Building a Balanced Approach
A sustainable financial strategy brings both sides together. Saving creates control and protects your base, while earning more expands what is possible. When these two work in sync, progress becomes more consistent and less stressful.
The key is to avoid extremes. Cutting every expense can limit your lifestyle and motivation, while focusing only on income can lead to uncontrolled spending.
In practice, this means keeping your spending clear and intentional while actively looking for ways to increase income. As earnings grow, the gap between income and expenses should grow as well. That gap becomes the foundation for saving, investing, and long-term stability.

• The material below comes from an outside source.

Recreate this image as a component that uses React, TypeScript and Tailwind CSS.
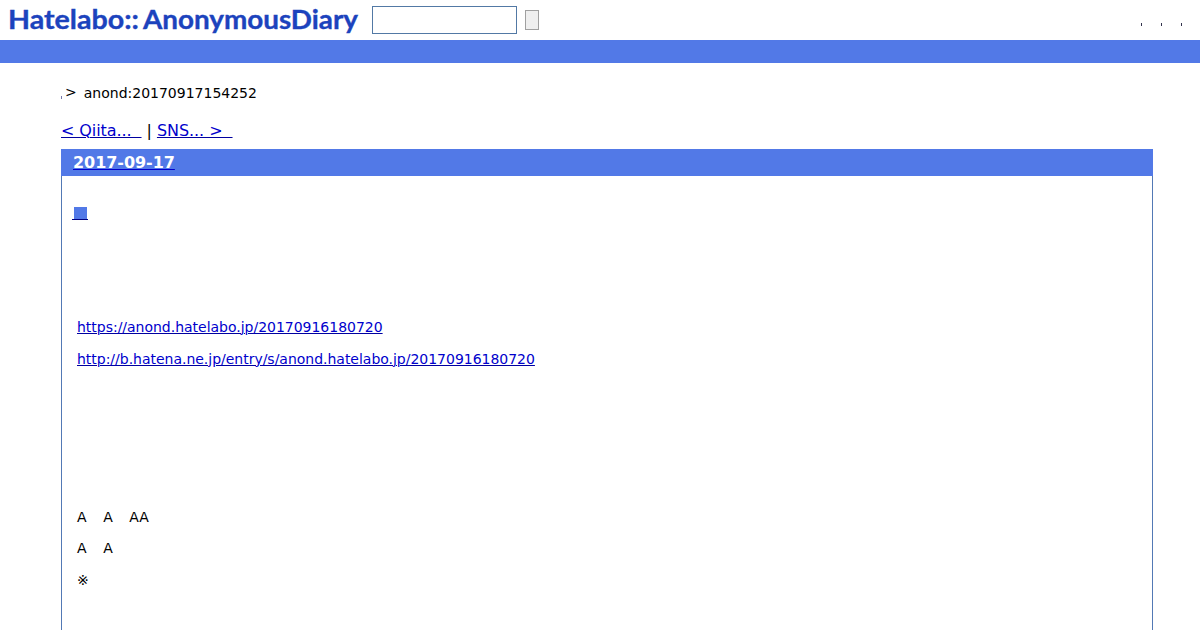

Decide for a Lifestyle, Not Just Numbers
Money decisions shape how you live each day. It is easy to focus on percentages, targets, and balances, but those numbers only matter if they support a life that feels stable and meaningful. A clear lifestyle direction helps you decide when to save, when to spend, and when to push for more income.
This means defining what matters to you. Some people value flexibility and time, others prioritize growth and higher income. There is no single right answer, but there should be consistency between your financial choices and your daily priorities. When that alignment is clear, decisions become simpler.
It also reduces outside pressure. Social expectations, trends, and comparisons lose their influence when you have your own framework. You are no longer reacting to what others are doing, you are following a path that fits your own goals.
Over time, this mindset creates balance. Numbers still matter, but they become tools rather than the goal itself. The focus shifts to building a life that is sustainable, controlled, and aligned with what you truly value.